■ TASK TO COMPLETE
Everything from the first line of the data through the line with "mapping is created</div>" is to be echoed exactly, minus the pictures.

** START SUPPLIED MATERIAL **

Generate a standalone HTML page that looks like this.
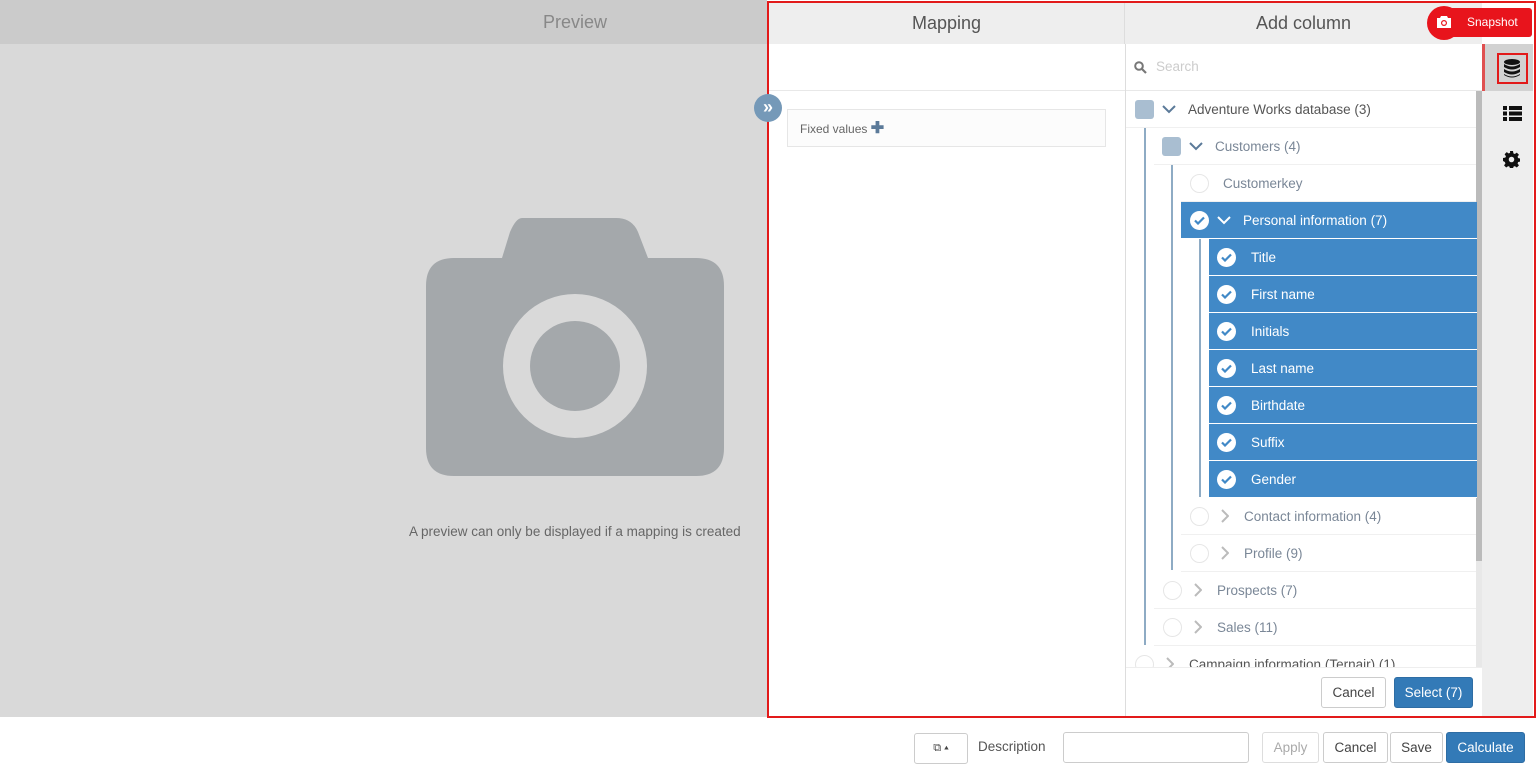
<!DOCTYPE html>
<html><head><style>
*{box-sizing:border-box;margin:0;padding:0}
body{width:1536px;height:772px;overflow:hidden;font-family:"Liberation Sans",sans-serif;background:#fff;position:relative;color:#555}
.a{position:absolute}
.row{position:absolute;height:37px;display:flex;align-items:center;font-size:13.5px;color:#7a8797;border-bottom:1px solid #f0f0f0}
.sel{background:#4189c7;color:#fff;border-bottom:1px solid #fff}
.circ{width:19px;height:19px;border-radius:50%;border:1px solid #e6e6e6;background:#fff;flex:none}
.chk{width:19px;height:19px;border-radius:50%;background:#fff;flex:none;display:flex;align-items:center;justify-content:center}
.sq{width:19px;height:19px;border-radius:3px;background:#a9bed1;flex:none}
.cv{flex:none;margin:0 12px 0 8px}
.btn{position:absolute;border:1px solid #ccc;border-radius:3px;background:#fff;font-size:13.5px;display:flex;align-items:center;justify-content:center;color:#444}
</style></head><body>
<div class="a" style="left:0;top:0;width:767px;height:717px;background:#d9d9d9"></div>
<div class="a" style="left:0;top:0;width:767px;height:44px;background:#cbcbcb"></div>
<div class="a" style="left:0;top:0;width:1150px;height:44px;text-align:center;line-height:44px;font-size:18px;color:#888">Preview</div>
<svg class="a" style="left:426px;top:218px" width="298" height="258" viewBox="0 0 298 258"><path d="M96 0H190Q206 0 212 14L222 40H270Q298 40 298 68V230Q298 258 270 258H28Q0 258 0 230V68Q0 40 28 40H76L84 14Q90 0 96 0Z" fill="#a4a8ab"/><circle cx="149" cy="148" r="72" fill="#d9d9d9"/><circle cx="149" cy="148" r="45" fill="#a4a8ab"/></svg>
<div class="a" style="top:524px;font-size:13.5px;color:#666;left:409px">A preview can only be displayed if a mapping is created</div>

<div class="a" style="left:767px;top:1px;width:769px;height:717px;border:2px solid #e21a1a;background:#fff"></div>
<div class="a" style="left:769px;top:3px;width:356px;height:41px;background:#eee;text-align:center;line-height:41px;font-size:18px;color:#555;border-right:1px solid #ddd">Mapping</div>
<div class="a" style="left:1125px;top:3px;width:357px;height:41px;background:#eee;text-align:center;line-height:41px;font-size:18px;color:#555">Add column</div>
<div class="a" style="left:1125px;top:44px;width:1px;height:672px;background:#ddd"></div>
<div class="a" style="left:769px;top:90px;width:356px;height:1px;background:#e8e8e8"></div>
<div class="a" style="left:787px;top:109px;width:319px;height:38px;border:1px solid #e6e6e6;background:#fcfcfc;font-size:12px;color:#666;padding-left:12px;line-height:37px">Fixed values <span style="color:#5b7a99;font-weight:bold;font-size:16px">✚</span></div>
<div class="a" style="left:754px;top:94px;width:28px;height:28px;border-radius:50%;background:#7599b8;color:#fff;text-align:center;line-height:26px;font-size:18px;font-weight:bold">»</div>

<div class="a" style="left:1429px;top:8px;width:103px;height:29px;background:#e8141c;border-radius:15px 3px 3px 15px"></div>
<div class="a" style="left:1427px;top:6px;width:34px;height:34px;border-radius:50%;background:#e8141c"></div>
<svg class="a" style="left:1436px;top:15px" width="16" height="14" viewBox="0 0 16 14"><path d="M5 1h6l1 2h3v10H1V3h3z" fill="#fff"/><circle cx="8" cy="8" r="3" fill="#e8141c"/><circle cx="8" cy="8" r="1.8" fill="#fff"/></svg>
<div class="a" style="left:1467px;top:15px;color:#fff;font-size:12px">Snapshot</div>

<div class="a" style="left:1482px;top:44px;width:51px;height:672px;background:#eee"></div>
<div class="a" style="left:1482px;top:44px;width:51px;height:47px;background:#d2d2d2;border-left:3px solid #e05050"></div>
<div class="a" style="left:1497px;top:53px;width:31px;height:31px;border:2px solid #e21a1a"></div>
<svg class="a" style="left:1503px;top:58px" width="18" height="20" viewBox="0 0 18 20"><ellipse cx="9" cy="4" rx="8" ry="3" fill="#111"/><path d="M1 6q8 5 16 0v3q-8 5-16 0zM1 11q8 5 16 0v3q-8 5-16 0zM1 16q8 5 16 0v1q-8 5-16 0z" fill="#111"/></svg>
<svg class="a" style="left:1503px;top:106px" width="19" height="15" viewBox="0 0 19 15"><rect x="0" y="0" width="4" height="4" fill="#111"/><rect x="6" y="0" width="13" height="4" fill="#111"/><rect x="0" y="5.5" width="4" height="4" fill="#111"/><rect x="6" y="5.5" width="13" height="4" fill="#111"/><rect x="0" y="11" width="4" height="4" fill="#111"/><rect x="6" y="11" width="13" height="4" fill="#111"/></svg>
<svg class="a" style="left:1503px;top:151px" width="17" height="17" viewBox="0 0 16 16"><path d="M6.6 0h2.8l.4 2.2 1.3.6 1.9-1.3 2 2-1.3 1.9.6 1.3 2.2.4v2.8l-2.2.4-.6 1.3 1.3 1.9-2 2-1.9-1.3-1.3.6-.4 2.2H6.6l-.4-2.2-1.3-.6-1.9 1.3-2-2 1.3-1.9-.6-1.3L0 9.4V6.6l2.2-.4.6-1.3-1.3-1.9 2-2 1.9 1.3 1.3-.6z" fill="#111"/><circle cx="8" cy="8" r="2.6" fill="#eee"/></svg>

<svg class="a" style="left:1134px;top:61px" width="13" height="13" viewBox="0 0 13 13"><circle cx="5" cy="5" r="3.8" stroke="#777" stroke-width="2" fill="none"/><path d="M8 8l4 4" stroke="#777" stroke-width="2.2"/></svg>
<div class="a" style="left:1156px;top:59px;font-size:13.5px;color:#ccc">Search</div>
<div class="a" style="left:1126px;top:90px;width:356px;height:1px;background:#e8e8e8"></div>

<div class="a" style="left:1476px;top:91px;width:6px;height:576px;background:#e8e8e8"></div>
<div class="a" style="left:1476px;top:91px;width:6px;height:470px;background:#bbb"></div>
<div class="a" style="left:1144px;top:128px;width:2px;height:517px;background:#8eabc4"></div>
<div class="a" style="left:1171px;top:165px;width:2px;height:405px;background:#8eabc4"></div>
<div class="a" style="left:1199px;top:239px;width:2px;height:258px;background:#8eabc4"></div>

<div class="row" style="left:1126px;top:91px;width:350px;padding-left:9px;color:#555"><div class="sq"></div><svg class="cv" width="14" height="9" viewBox="0 0 14 9"><path d="M1 1l6 6 6-6" stroke="#5b7a99" stroke-width="2" fill="none"/></svg>Adventure Works database (3)</div>
<div class="row" style="left:1154px;top:128px;width:322px;padding-left:8px"><div class="sq"></div><svg class="cv" width="14" height="9" viewBox="0 0 14 9"><path d="M1 1l6 6 6-6" stroke="#5b7a99" stroke-width="2" fill="none"/></svg>Customers (4)</div>
<div class="row" style="left:1181px;top:165px;width:295px;padding-left:9px"><div class="circ"></div><span style="margin-left:14px">Customerkey</span></div>
<div class="row sel" style="left:1181px;top:202px;width:296px;padding-left:9px"><div class="chk"><svg width="11" height="9" viewBox="0 0 11 9"><path d="M1 4.5l3 3 6-6" stroke="#4189c7" stroke-width="2.2" fill="none"/></svg></div><svg class="cv" width="14" height="9" viewBox="0 0 14 9"><path d="M1 1l6 6 6-6" stroke="#fff" stroke-width="2" fill="none"/></svg>Personal information (7)</div>
<div id="kids"></div>
<script>
var n=["Title","First name","Initials","Last name","Birthdate","Suffix","Gender"],h="";
n.forEach(function(t,i){h+='<div class="row sel" style="left:1209px;top:'+(239+i*37)+'px;width:268px;padding-left:8px"><div class="chk"><svg width="11" height="9" viewBox="0 0 11 9"><path d="M1 4.5l3 3 6-6" stroke="#4189c7" stroke-width="2.2" fill="none"/></svg></div><span style="margin-left:15px">'+t+'</span></div>';});
var c=[[1181,498,"Contact information (4)"],[1181,535,"Profile (9)"],[1154,572,"Prospects (7)"],[1154,609,"Sales (11)"],[1126,646,"Campaign information (Ternair) (1)"]];
c.forEach(function(r){h+='<div class="row" style="left:'+r[0]+'px;top:'+r[1]+'px;width:'+(1476-r[0])+'px;padding-left:9px'+(r[0]==1126?';color:#555':'')+'"><div class="circ"></div><svg style="flex:none;margin:0 15px 0 12px" width="8" height="14" viewBox="0 0 8 14"><path d="M1 1l6 6-6 6" stroke="#bbb" stroke-width="2" fill="none"/></svg>'+r[2]+'</div>';});
document.getElementById('kids').innerHTML=h;
</script>
<div class="a" style="left:1126px;top:667px;width:356px;height:49px;background:#fff;border-top:1px solid #eee"></div>
<div class="btn" style="left:1321px;top:677px;width:65px;height:31px">Cancel</div>
<div class="btn" style="left:1394px;top:677px;width:79px;height:31px;background:#337ab7;border-color:#2e6da4;color:#fff">Select (7)</div>

<div class="btn" style="left:914px;top:733px;width:54px;height:31px;font-size:11px">⧉ ▴</div>
<div class="a" style="left:978px;top:739px;font-size:13.5px;color:#555">Description</div>
<div class="a" style="left:1063px;top:732px;width:186px;height:31px;border:1px solid #ccc;border-radius:3px"></div>
<div class="btn" style="left:1262px;top:732px;width:57px;height:31px;color:#aaa;border-color:#ddd">Apply</div>
<div class="btn" style="left:1323px;top:732px;width:65px;height:31px">Cancel</div>
<div class="btn" style="left:1390px;top:732px;width:53px;height:31px">Save</div>
<div class="btn" style="left:1446px;top:732px;width:79px;height:31px;background:#337ab7;border-color:#2e6da4;color:#fff">Calculate</div>
</body></html>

** END SUPPLIED MATERIAL **

■ WRITTEN ANSWER
Generate a standalone HTML page that looks like this.
<!DOCTYPE html>
<html><head><style>
*{box-sizing:border-box;margin:0;padding:0}
body{width:1536px;height:772px;overflow:hidden;font-family:"Liberation Sans",sans-serif;background:#fff;position:relative;color:#555}
.a{position:absolute}
.row{position:absolute;height:37px;display:flex;align-items:center;font-size:13.5px;color:#7a8797;border-bottom:1px solid #f0f0f0}
.sel{background:#4189c7;color:#fff;border-bottom:1px solid #fff}
.circ{width:19px;height:19px;border-radius:50%;border:1px solid #e6e6e6;background:#fff;flex:none}
.chk{width:19px;height:19px;border-radius:50%;background:#fff;flex:none;display:flex;align-items:center;justify-content:center}
.sq{width:19px;height:19px;border-radius:3px;background:#a9bed1;flex:none}
.cv{flex:none;margin:0 12px 0 8px}
.btn{position:absolute;border:1px solid #ccc;border-radius:3px;background:#fff;font-size:13.5px;display:flex;align-items:center;justify-content:center;color:#444}
</style></head><body>
<div class="a" style="left:0;top:0;width:767px;height:717px;background:#d9d9d9"></div>
<div class="a" style="left:0;top:0;width:767px;height:44px;background:#cbcbcb"></div>
<div class="a" style="left:0;top:0;width:1150px;height:44px;text-align:center;line-height:44px;font-size:18px;color:#888">Preview</div>
<svg class="a" style="left:426px;top:218px" width="298" height="258" viewBox="0 0 298 258"><path d="M96 0H190Q206 0 212 14L222 40H270Q298 40 298 68V230Q298 258 270 258H28Q0 258 0 230V68Q0 40 28 40H76L84 14Q90 0 96 0Z" fill="#a4a8ab"/><circle cx="149" cy="148" r="72" fill="#d9d9d9"/><circle cx="149" cy="148" r="45" fill="#a4a8ab"/></svg>
<div class="a" style="top:524px;font-size:13.5px;color:#666;left:409px">A preview can only be displayed if a mapping is created</div>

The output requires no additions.